San José, Costa Rica, since 1956

Guaitil Pottery Preserves Indigenous Techniques

You’ve heard the question posed in the famous riddle: What’s black and white and red all over? Now, The Tico Times should answer, “A newspaper” – think “re(a)d” – but we’ll toss out another possibility, too: the indigenous Chorotega pottery from Guaitil.

Guaitil ceramics, one of Costa Rica’s signature artisan souvenirs, come from the town of the same name (pronounced gwye- TEEL) in the center of the NicoyaPeninsula. Made from powder extracted from nearby land, the natural dyes used mix and match three basic colors – black, white and red – to form an earth-tone rainbow of beige, pink, gray, orange and ocher.

“Little has changed from the way my ancestors made these things,” Guaitil native Arbin Espinosa told The Tico Times, and, indeed, the town’s dozens of households that make a living throwing vases, plates, pots, jars and pitchers, use techniques handed down from generation to generation.

Several artisans have begun to use a pottery wheel over the past decade, said Espinosa, who has set up his Guaitil Pottery Studio (2653-2005, in the nearby beach community of Tamarindo. The wheel represents a more efficient change from the entirely hand-thrown process once used exclusively.

The other huge change? The pottery was once entirely utilitarian, used for cooking in area kitchens. These days, it’s more likely to be snatched up by tourists looking for that perfect souvenir from their trip to Costa Rica.

The story of the region’s ceramics might be called “A Tale of Two Cities … or TwoTowns.” Though Guaitil is most associated with the works, residents of other communities, most notably nearby San Vicente, craft similar pottery. In fact, much of the clay used by Guaitil’s artisans these days comes from the land around San Vicente. And no visit up here is complete without a stop at the newish San Vicente Eco-Museum (2681-1583,, with exhibits dedicated to the region’s culture, pottery-making included.

The process itself? The clay is extracted from about one meter below the topsoil, sifted to remove stones, dried and then pulverized with a wooden mortar and pestle. The resulting powder is mixed with water and very fine freshwater sand. “The tourist industry calls it ‘iguana sand,’” Espinosa said, explaining that it comes from favored places for iguanas to lay eggs. “We just call it ‘sand.’”

A lot of kneading, stretching and shaping later (frequently with peeled corncobs), the works are fired in igloo-shaped, woodburning ovens – they’re a distinctive feature of yards in the town – and then dried in the sun.

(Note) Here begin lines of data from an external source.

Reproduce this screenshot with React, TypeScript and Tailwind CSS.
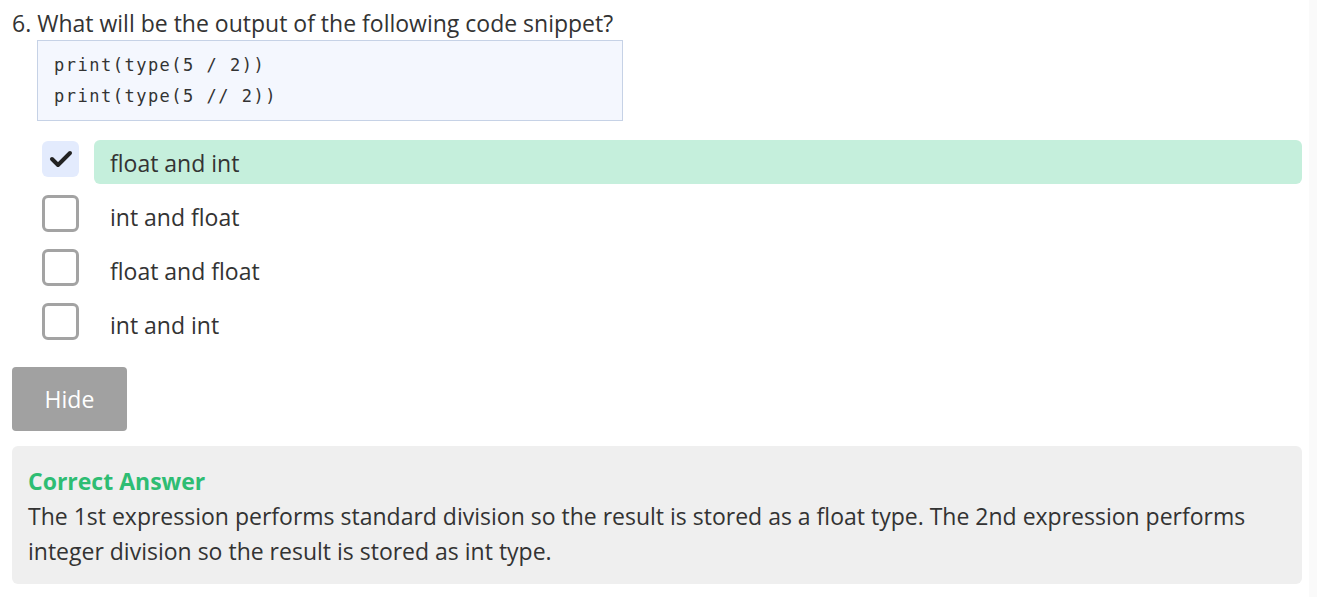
const options = [
  { label: "float and int", checked: true },
  { label: "int and float", checked: false },
  { label: "float and float", checked: false },
  { label: "int and int", checked: false },
];

function CheckBox({ checked }: { checked: boolean }) {
  if (checked) {
    return (
      <div className="w-[37px] h-[36px] shrink-0 rounded-[6px] bg-[#e3ebfd] flex items-center justify-center">
        <svg width="24" height="20" viewBox="0 0 24 20">
          <polyline points="3,10 9,16 21,4" fill="none" stroke="#222" strokeWidth="4" strokeLinecap="round" strokeLinejoin="round" />
        </svg>
      </div>
    );
  }
  return <div className="w-[37px] h-[37px] shrink-0 rounded-[6px] border-[3px] border-[#a3a3a3] bg-white" />;
}

export default function App() {
  return (
    <div className="w-[1317px] h-[597px] flex bg-white text-[#333] font-['Open_Sans',sans-serif]">
      <div className="flex-1 pl-[12px] pr-[7px]">
        <h2 className="text-[23px] leading-[30px] pt-[8px]">6. What will be the output of the following code snippet?</h2>
        <div className="ml-[25px] mt-[2px] w-[586px] h-[81px] bg-[#f4f7fe] border border-[#c6d2e6] pl-[16px] pt-[9px] font-['DejaVu_Sans_Mono',monospace] text-[17px] tracking-[1.5px] leading-[31px] text-[#333]">
          <div>print(type(5 / 2))</div>
          <div>print(type(5 // 2))</div>
        </div>
        <div className="mt-[19px] flex flex-col gap-[10px]">
          {options.map((o) => (
            <div key={o.label} className="flex items-start h-[44px]">
              <div className="w-[82px] flex justify-end pr-[15px] pt-[1px]">
                <CheckBox checked={o.checked} />
              </div>
              <div className={`flex-1 h-[44px] rounded-[6px] pl-[16px] pt-[3px] flex items-center text-[23px] ${o.checked ? "bg-[#c5efdc]" : ""}`}>
                {o.label}
              </div>
            </div>
          ))}
        </div>
        <button className="mt-[21px] w-[115px] h-[64px] rounded-[4px] bg-[#a1a1a1] text-white text-[23px]">Hide</button>
        <div className="mt-[15px] h-[138px] rounded-[6px] bg-[#efefef] pl-[16px] pr-[16px] pt-[20px]">
          <div className="text-[23px] leading-[30px] font-bold text-[#2ebd73]">Correct Answer</div>
          <p className="text-[23px] leading-[35px] mt-[3px]">
            The 1st expression performs standard division so the result is stored as a float type. The 2nd expression performs integer division so the result is stored as int type.
          </p>
        </div>
      </div>
      <div className="w-[8px] bg-[#fafafa]" />
    </div>
  );
}
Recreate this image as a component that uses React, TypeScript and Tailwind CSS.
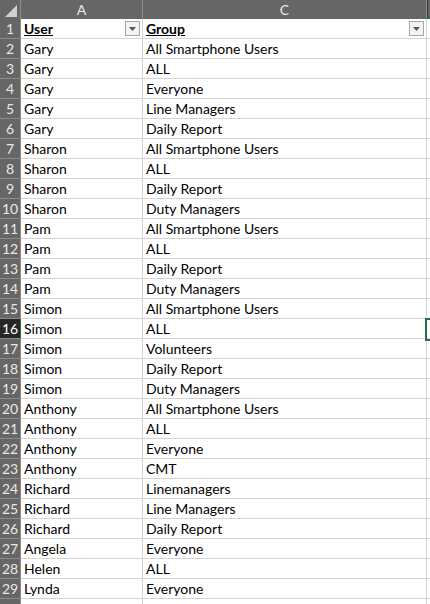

Hand-painting is accomplished with natural dyes. Animal designs – bats, toads, turtles, iguanas, serpents – are favorites, just as they have been since pre-Columbian times, although a few avant-garde artisans, Espinosa among them, are experimenting with modern designs, too. Polishing with a graphite stone puts the finishing touch on the work.

More complex pieces can take up to a week to complete during the dry season, possibly double that time during the wettest of the rainy season.

Getting There

Guaitil lies 13 kilometers east of Santa Cruz, on the old road to Nicoya. A couple of daily buses connect Santa Cruz and Guaitil, with travel time about 20 minutes. The town has no lodging options. Many regional tour operators offer half-day Guaitil shopping tours, some of which stop for a típico lunch in Santa Cruz. Operators tend to stop at the same shops – commissions are probably in play here – but feel free to wander around to other vendors during your time in town. Shops are open mainly Monday to Saturday.